For me it was Rafael Palmeiro winning the gold glove award at 1B in 1999 when he played only 28 games at 1B.

Palmeiro won the GG in 1997 and 1998, so it was the sports writers being lazy and checking off his name without looking at the stats in 1999. 

I didn’t have much respect for the GG before then, but that’s when it became a total joke for me. 

The Gold Glove awards need to be sorted into before 2013 and 2013 to the present.  In 2013 they made some significant changes where they fixed some of the more egregious problems of the past, including publishing a list of eligible players (fixes the Palmeiro problem, he wouldn't have been on the list of 1B), included some subject matter experts in the voting in addition to coaches, included some metrics which incorporated things like UZR or DRS. Clearly better than the earlier system, but with the advent of Statcast it's once again fallen behind state-of-the-art.
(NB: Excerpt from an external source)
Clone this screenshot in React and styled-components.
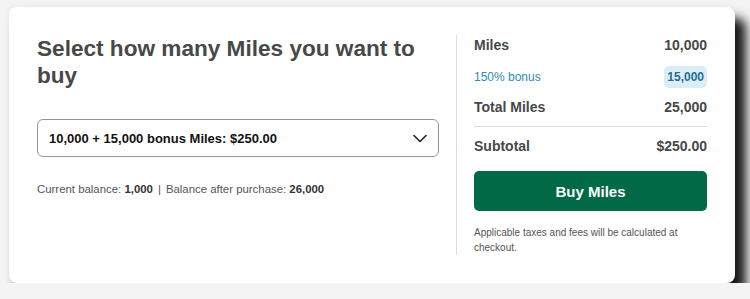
import React from 'react'
import styled, { createGlobalStyle } from 'styled-components'

const GlobalStyle = createGlobalStyle`
  html, body {
    margin: 0;
    padding: 0;
    background: #f4f4f4;
  }
  body {
    font-family: "Liberation Sans", Arial, sans-serif;
    padding: 7px 0 0 9px;
  }
`

const Card = styled.div`
  width: 726px;
  box-sizing: border-box;
  background: #fff;
  border-radius: 8px;
  padding: 28px;
  display: flex;
  box-shadow: 10px 12px 11px 1px rgba(0, 0, 0, 0.9), 0 0 8px rgba(0, 0, 0, 0.05);
`

const Left = styled.div`
  width: 402px;
  margin-right: 17px;
`

const Heading = styled.h2`
  margin: 0;
  font-size: 22.6px;
  line-height: 27px;
  font-weight: 700;
  color: #484848;
`

const SelectBox = styled.div`
  margin-top: 30px;
  height: 38px;
  box-sizing: border-box;
  border: 1px solid #8c97a3;
  border-radius: 6px;
  display: flex;
  align-items: center;
  justify-content: space-between;
  padding: 0 11px;
  font-size: 13px;
  font-weight: 700;
  color: #111;
`

const Balance = styled.p`
  margin: 24px 0 0;
  font-size: 11.4px;
  line-height: 16px;
  color: #555;

  b {
    color: #333;
  }
`

const Sep = styled.span`
  margin: 0 5px;
`

const Right = styled.div`
  flex: 1;
  border-left: 1px solid #dcdcdc;
  padding-left: 17px;
  display: flex;
  flex-direction: column;
`

const Row = styled.div`
  display: flex;
  justify-content: space-between;
  align-items: center;
  height: ${p => (p.$tall ? 22 : 20)}px;
  margin-top: ${p => p.$mt || 0}px;
  font-size: ${p => (p.$small ? 12 : 14)}px;
  font-weight: ${p => (p.$small ? 400 : 700)};
  color: ${p => (p.$small ? '#2e8bb4' : '#474747')};
`

const Badge = styled.span`
  background: #dcedf5;
  color: #1f6f96;
  font-weight: 700;
  font-size: 12px;
  border-radius: 5px;
  height: 22px;
  line-height: 22px;
  padding: 0 3px;
`

const Rule = styled.hr`
  border: 0;
  border-top: 1px solid #dcdcdc;
  margin: 9px 0 0;
`

const BuyButton = styled.button`
  margin-top: 15px;
  height: 40px;
  border: 0;
  border-radius: 5px;
  background: #006946;
  color: #fff;
  font-family: inherit;
  font-size: 15px;
  font-weight: 700;
  cursor: pointer;
`

const Note = styled.p`
  margin: 14px 0 0;
  font-size: 10px;
  line-height: 15px;
  color: #555;
`

const Chevron = () => (
  <svg width="14" height="9" viewBox="0 0 14 9" fill="none">
    <path d="M1 1.5l6 6 6-6" stroke="#222" strokeWidth="1.6" strokeLinecap="round" strokeLinejoin="round" />
  </svg>
)

export default function App() {
  return (
    <>
      <GlobalStyle />
      <Card>
        <Left>
          <Heading>Select how many Miles you want to buy</Heading>
          <SelectBox>
            <span>10,000 + 15,000 bonus Miles: $250.00</span>
            <Chevron />
          </SelectBox>
          <Balance>
            Current balance: <b>1,000</b>
            <Sep>|</Sep>
            Balance after purchase: <b>26,000</b>
          </Balance>
        </Left>
        <Right>
          <Row>
            <span>Miles</span>
            <span>10,000</span>
          </Row>
          <Row $small $tall $mt={11}>
            <span>150% bonus</span>
            <Badge>15,000</Badge>
          </Row>
          <Row $mt={9}>
            <span>Total Miles</span>
            <span>25,000</span>
          </Row>
          <Rule />
          <Row $mt={9}>
            <span>Subtotal</span>
            <span>$250.00</span>
          </Row>
          <BuyButton>Buy Miles</BuyButton>
          <Note>Applicable taxes and fees will be calculated at checkout.</Note>
        </Right>
      </Card>
    </>
  )
}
Prior to 2013 it was a mess.  I've read that the Rawlings people would go to the various managers/coaches at some point late in the year and more-or-less just ask them to write down who they thought the best fielders were that year in their league. Maybe they'd give them a blank ballot and ask them to send it back, or they'd come pick it up. Many people would delegate the responsibility to some member of the coaching staff.  There would be no accompanying material at all.  For most of the history of the award there wasn't even Baseball Reference, so if anyone wanted to use metrics... good luck.  I guess you could find a copy of the Sporting News with assists, errors, double plays, and putouts, for whatever good that would do.  There were no lists of eligible players, so inevitably a Palmeiro would happen.  And the system was what's called an "open plurality" vote where the winner is whomever gets the most votes, even if that was 15%. In Palmeiro's case let's say there were 30 voters, he may have gotten seven, a couple other guys got six, a few got five... so he won despite 23 of the 30 voters not voting for him.  And we know that the largest determinant of winning this year was whether or not you won last year.

In one of his books about 2000 Bill James was very critical of the old system and said that it had some things in common with primary elections, and that if you ran an election like the did the Gold Gloves you'd eventually get a complete nonsense result like Warren Beatty or another famous person we won't name here as President.